Die Wunden heilt weder die Zeit noch die räumliche Entfernung: "Am Anfang waren es nur Bilder … und plötzlich befanden sich in ihrem Zimmer in Valencia, zwanzig und wie viele Jahre danach? … die Folterbank, ihr nackter, von den Stromstößen gebeutelter Körper, die Stimme ihres Peinigers und ihr Wimmern." Elsa Osorio, Jahrgang 1952, setzt die Protagonistin einer Erzählung ihrer Sammlung "Sackgasse mit Ausgang" (Suhrkamp) im sicheren Exil der Wiederbegegnung mit ihrem Folterer aus.

Kinder mit geraubter Identität

Man schätzt, dass etwa 500 in den Geheimgefängnissen und Konzentrationslagern geborene Kinder von Müttern, die schwanger aufgegriffen und erst nach der Niederkunft ermordet wurden, systematisch zur Adoption, zumeist an kinderlose Militärs - oftmals die Mörder ihrer Eltern - freigegeben wurden. Diese Kinder sind heute erwachsen. Viele von ihnen suchen - unterstützt von Bürgerrechtsorganisationen wie den "Großmüttern von der Plaza de Mayo" - nach ihrer geraubten Identität.

Und sie schreiben als Angehörige einer betrogenen Generation, wie die Dramatikerin Lola Arias, Jahrgang 1976, über "Mein Leben danach" (Verlag der Autoren): "Mein Bruder ist nicht mein Bruder, meine Mutter ist nicht die Mutter meines Bruders, und mein Vater hat viele Gesichter."
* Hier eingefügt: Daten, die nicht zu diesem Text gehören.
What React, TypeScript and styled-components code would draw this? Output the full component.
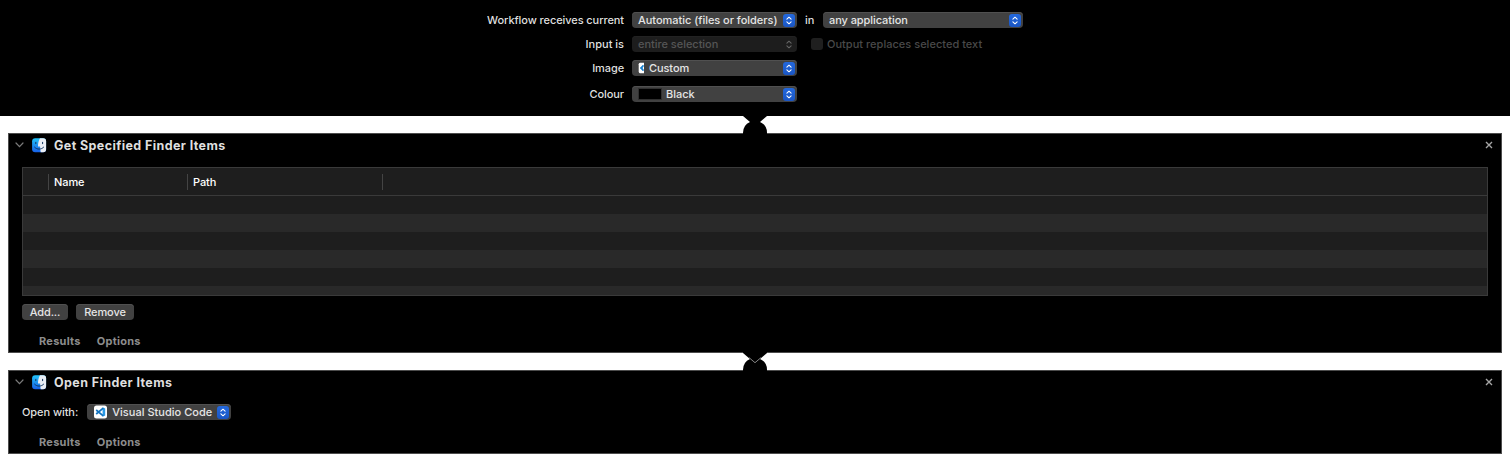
import React from 'react';
import styled, { createGlobalStyle } from 'styled-components';

const GlobalStyle = createGlobalStyle`
  * { box-sizing: border-box; }
  body {
    margin: 0;
    background: #fff;
    font-family: Inter, "Liberation Sans", sans-serif;
    font-size: 11px;
    font-weight: 500;
    line-height: 16px;
    color: #dfdfdf;
    -webkit-font-smoothing: antialiased;
  }
`;

const Page = styled.main`
  width: 1510px;
  height: 466px;
  overflow: hidden;
`;

const Settings = styled.section`
  height: 116px;
  padding-top: 12px;
  background: #000;
`;

const FormRow = styled.div<{ $gap?: number }>`
  display: flex;
  height: 16px;
  margin-bottom: ${(p) => p.$gap ?? 8}px;
`;

const FieldLabel = styled.label`
  width: 624px;
  margin-right: 8px;
  text-align: right;
  white-space: nowrap;
`;

const Track = styled.span<{ $spacing?: number }>`
  letter-spacing: ${(p) => p.$spacing ?? 0}px;
  white-space: nowrap;
`;

const Popup = styled.button<{ $width: number; $disabled?: boolean }>`
  display: flex;
  align-items: center;
  width: ${(p) => p.$width}px;
  height: 16px;
  padding: 0 1px 0 6px;
  border: 0;
  border-radius: 4px;
  background: ${(p) => (p.$disabled ? '#1d1d1d' : '#414141')};
  box-shadow: inset 0 1px 0 ${(p) => (p.$disabled ? '#222' : '#505050')};
  color: ${(p) => (p.$disabled ? '#555' : '#e5e5e5')};
  font: inherit;
  text-align: left;
`;

const Stepper = styled.span<{ $disabled?: boolean }>`
  display: flex;
  width: 12px;
  height: 13px;
  margin-left: auto;
  margin-right: 1px;
  border-radius: 3px;
  background: ${(p) => (p.$disabled ? 'transparent' : 'linear-gradient(#2368dd, #1a56c4)')};
  color: ${(p) => (p.$disabled ? '#666' : '#fff')};
`;

const Joiner = styled.span`
  width: 10px;
  margin: 0 8px;
`;

const Check = styled.span`
  width: 12px;
  height: 12px;
  margin: 2px 4px 0 14px;
  border-radius: 3px;
  background: #1f1f1f;
`;

const Muted = styled.span`
  color: #494949;
  letter-spacing: 0.02px;
`;

const Swatch = styled.span`
  width: 24px;
  height: 12px;
  margin-right: 4px;
  border: 1px solid #303030;
  background: #000;
`;

const Thumb = styled.svg`
  display: block;
  flex: none;
  margin-right: 4px;
`;

const Connector = styled.svg`
  display: block;
  position: relative;
  margin: -1px auto;
`;

const Card = styled.section<{ $height: number }>`
  height: ${(p) => p.$height}px;
  margin: 0 8px;
  padding: 0 13px;
  border: 1px solid #4c4c4c;
  background: #000;
`;

const CardHeader = styled.header`
  display: flex;
  align-items: center;
  height: 22px;
  margin: 0 -5px 0 -7px;
`;

const Title = styled.h2`
  flex: 1;
  margin: 1px 0 0 7px;
  font-size: 12.5px;
  font-weight: 700;
  line-height: 16px;
  letter-spacing: 0.4px;
`;

const Glyph = styled.svg`
  display: block;
  flex: none;
`;

const Chevron = styled(Glyph)`
  margin-right: 8px;
`;

const Table = styled.div`
  height: 129px;
  margin-top: 11px;
  border: 1px solid #3a3a3a;
  background: #1e1e1e;
  overflow: hidden;
`;

const TableHead = styled.div`
  display: flex;
  align-items: center;
  height: 28px;
  border-bottom: 1px solid #3a3a3a;
  color: #fff;
`;

const HeadCell = styled.div<{ $width: number }>`
  width: ${(p) => p.$width}px;
  height: 16px;
  padding-left: 5px;
  border-right: 1px solid #444;
  letter-spacing: -0.08px;
`;

const TableRow = styled.div`
  height: 18px;
  &:nth-child(odd) { background: #292929; }
`;

const Actions = styled.div`
  display: flex;
  gap: 8px;
  margin-top: 8px;
`;

const PushButton = styled.button<{ $width: number }>`
  width: ${(p) => p.$width}px;
  height: 16px;
  padding: 0;
  border: 0;
  border-radius: 4px;
  background: #414141;
  box-shadow: inset 0 1px 0 #505050;
  color: #e5e5e5;
  font: inherit;
  letter-spacing: -0.1px;
`;

const Footer = styled.footer<{ $top: number }>`
  display: flex;
  gap: 16px;
  margin: ${(p) => p.$top}px 0 0 17px;
  color: #8d8d8d;
  font-weight: 700;
  letter-spacing: 0.26px;
`;

const OpenWith = styled.div`
  display: flex;
  gap: 9px;
  height: 16px;
  margin-top: 11px;
`;

const Arrows = ({ disabled }: { disabled?: boolean }) => (
  <Stepper $disabled={disabled}>
    <svg width="12" height="13" viewBox="0 0 12 13" fill="none" stroke="currentColor" strokeWidth="1.1" strokeLinecap="round" strokeLinejoin="round">
      <path d="M3.9 5.1 6 3.2 8.1 5.1M3.9 7.9 6 9.8 8.1 7.9" />
    </svg>
  </Stepper>
);

const Finder = () => (
  <Glyph width="15" height="15" viewBox="0 0 15 15">
    <defs>
      <linearGradient id="finderBlue" x1="0" y1="0" x2="0" y2="1">
        <stop offset="0" stopColor="#22c4fa" />
        <stop offset="1" stopColor="#1760e8" />
      </linearGradient>
    </defs>
    <rect x=".1" y=".3" width="14" height="14" rx="3" fill="url(#finderBlue)" />
    <path d="M8 .3H11.1a3 3 0 0 1 3 3v8a3 3 0 0 1-3 3H8.7C8.3 12.2 8.1 10.4 8.1 8.4H6C6 5.2 6.6 2.4 8 .3Z" fill="#e9edf4" />
    <path d="M3.8 4.3v1.4M10.6 4.3v1.4M2.6 9.2c2.4 2.6 6.6 2.6 9 0" fill="none" stroke="#12355f" strokeWidth="1" strokeLinecap="round" />
  </Glyph>
);

const Disclosure = () => (
  <Chevron width="9" height="6" viewBox="0 0 9 6">
    <path d="M1 1 4.5 4.6 8 1" fill="none" stroke="#7b7b7b" strokeWidth="1.2" strokeLinecap="round" />
  </Chevron>
);

const Close = () => (
  <Glyph width="8" height="8" viewBox="0 0 8 8">
    <path d="M1 1 7 7M7 1 1 7" stroke="#a5a5a5" strokeWidth="1.4" />
  </Glyph>
);

const CodeIcon = () => (
  <Thumb width="15" height="14" viewBox="0 0 15 14">
    <rect x="1" y=".5" width="13" height="13" rx="2.5" fill="#fff" />
    <path d="M9.6 2.3 12.2 3.4v7.2L9.6 11.7Z" fill="#2a9be8" />
    <path d="M10.2 3.2 3.2 9M3.2 5l7 5.8" stroke="#1273bf" strokeWidth="1.7" />
  </Thumb>
);

const CustomIcon = () => (
  <Thumb width="7" height="12" viewBox="0 0 7 12">
    <path d="M2 .8h4v10.4H2A1.5 1.5 0 0 1 .7 9.8V2.2A1.5 1.5 0 0 1 2 .8Z" fill="#fff" />
    <path d="M5.2 3 2.2 6 5.2 9V7.2L4 6 5.2 4.8Z" fill="#1680cf" stroke="#1680cf" strokeWidth=".7" />
  </Thumb>
);

const Link = ({ outlined }: { outlined?: boolean }) => (
  <Connector width="24" height="19" viewBox="0 0 24 19">
    <path d="M0 0H24V1L17 7A12 12 0 0 1 24 18V19H0V18A12 12 0 0 1 7 7L0 1Z" fill="#000" />
    {outlined && <path d="M6 5.6 12 10.7 18 5.6" fill="none" stroke="#858585" strokeWidth="1" />}
  </Connector>
);

interface ItemCardProps {
  title: string;
  height: number;
  children: React.ReactNode;
}

const ItemCard = ({ title, height, children }: ItemCardProps) => (
  <Card $height={height}>
    <CardHeader>
      <Disclosure />
      <Finder />
      <Title>{title}</Title>
      <Close />
    </CardHeader>
    {children}
  </Card>
);

const Tabs = ({ top }: { top: number }) => (
  <Footer $top={top}>
    <span>Results</span>
    <span>Options</span>
  </Footer>
);

export default function App() {
  return (
    <Page>
      <GlobalStyle />
      <Settings>
        <FormRow>
          <FieldLabel><Track $spacing={-0.08}>Workflow receives current</Track></FieldLabel>
          <Popup $width={165}><Track $spacing={-0.03}>Automatic (files or folders)</Track><Arrows /></Popup>
          <Joiner>in</Joiner>
          <Popup $width={200}><Track $spacing={-0.07}>any application</Track><Arrows /></Popup>
        </FormRow>
        <FormRow>
          <FieldLabel>Input is</FieldLabel>
          <Popup $width={165} $disabled><Track $spacing={-0.03}>entire selection</Track><Arrows disabled /></Popup>
          <Check />
          <Muted>Output replaces selected text</Muted>
        </FormRow>
        <FormRow $gap={10}>
          <FieldLabel><Track $spacing={-0.1}>Image</Track></FieldLabel>
          <Popup $width={165}><CustomIcon /><Track $spacing={-0.08}>Custom</Track><Arrows /></Popup>
        </FormRow>
        <FormRow>
          <FieldLabel><Track $spacing={-0.08}>Colour</Track></FieldLabel>
          <Popup $width={165}><Swatch /><Track>Black</Track><Arrows /></Popup>
        </FormRow>
      </Settings>
      <Link />
      <ItemCard title="Get Specified Finder Items" height={220}>
        <Table>
          <TableHead>
            <HeadCell $width={26} />
            <HeadCell $width={139}>Name</HeadCell>
            <HeadCell $width={195}>Path</HeadCell>
          </TableHead>
          {[0, 1, 2, 3, 4, 5].map((n) => <TableRow key={n} />)}
        </Table>
        <Actions>
          <PushButton $width={46}>Add...</PushButton>
          <PushButton $width={58}>Remove</PushButton>
        </Actions>
        <Tabs top={13} />
      </ItemCard>
      <Link outlined />
      <ItemCard title="Open Finder Items" height={84}>
        <OpenWith>
          <Track $spacing={-0.07}>Open with:</Track>
          <Popup $width={144}><CodeIcon /><Track $spacing={0.03}>Visual Studio Code</Track><Arrows /></Popup>
        </OpenWith>
        <Tabs top={14} />
      </ItemCard>
    </Page>
  );
}
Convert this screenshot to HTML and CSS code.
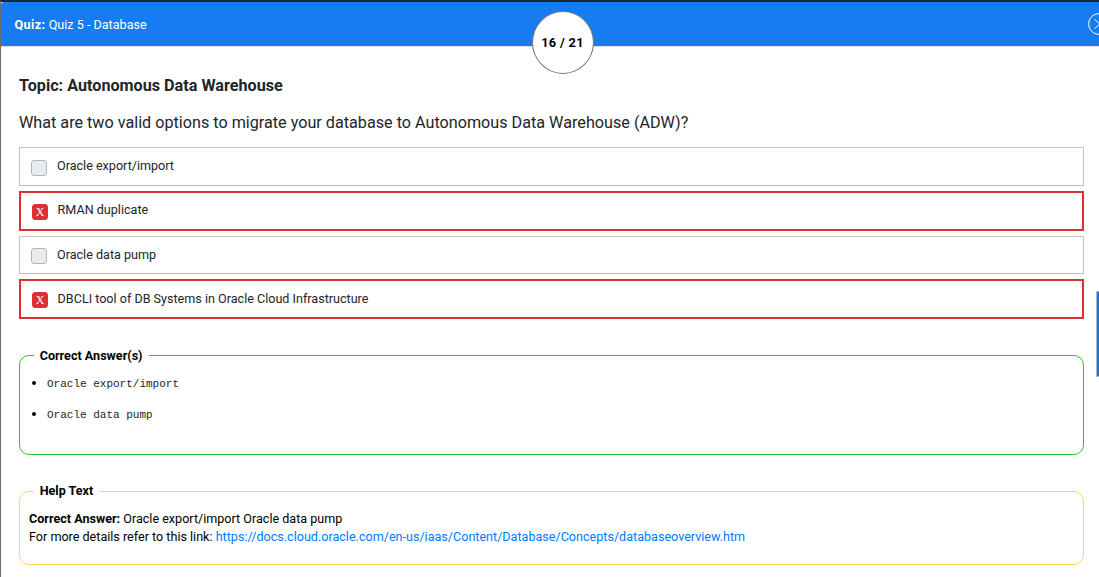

Der gleichaltrige Félix Bruzzone schildert in seinem Erzählungsband "76" (Berenberg Verlag), dass auch die profansten Dinge und Handlungen eines jugendlichen
Alltags imprägniert sind vom Bewusstsein der Abwesenheiten, schmerzhaften Empfindungen des Mangels, unwillkürlichen Nachforschungen, ständigen Grübeleien, kleinen wie großen Traurigkeiten, Süchten und Sehnsüchten. In der Folge befinden sich die Protagonisten in einer steten Alarmstellung gegenüber ihrer Umwelt. Sie können ihr niemals ganz trauen.

Fernes Argentinien so nah

So kennt das Trauma kein "Danach". Das Trauma selbst ist das anhaltend brennende "Danach" einer Vergangenheit, die nicht vergeht. Das Trauma ist kein singuläres Ereignis aus der Vergangenheit, sondern es ist die anhaltende Probe auf die Gegenwart des Vergangenen.
Heute, drei Jahrzehnte nach dem Zusammenbruch der Diktatur in einem absurden Krieg um die Falkland-Inseln, in dem wiederum vor allem junge Menschen grausam verheizt wurden, hat die sowohl juristische als auch literarische Aufarbeitung des argentinischen Staatsterrorismus einen vorläufigen Höhepunkt, auch ein qualitativ hohes Niveau, erreicht.

Von Deutschland aus betrachtet, das mit der Aufarbeitung seiner dunkelsten Jahre auch erst begann, als es davon eingeholt wurde, sollte dies am wenigstens verwundern. Darin ist das am südlichen Ende der Welt gelegene ferne Land Europa sehr, sehr nahe.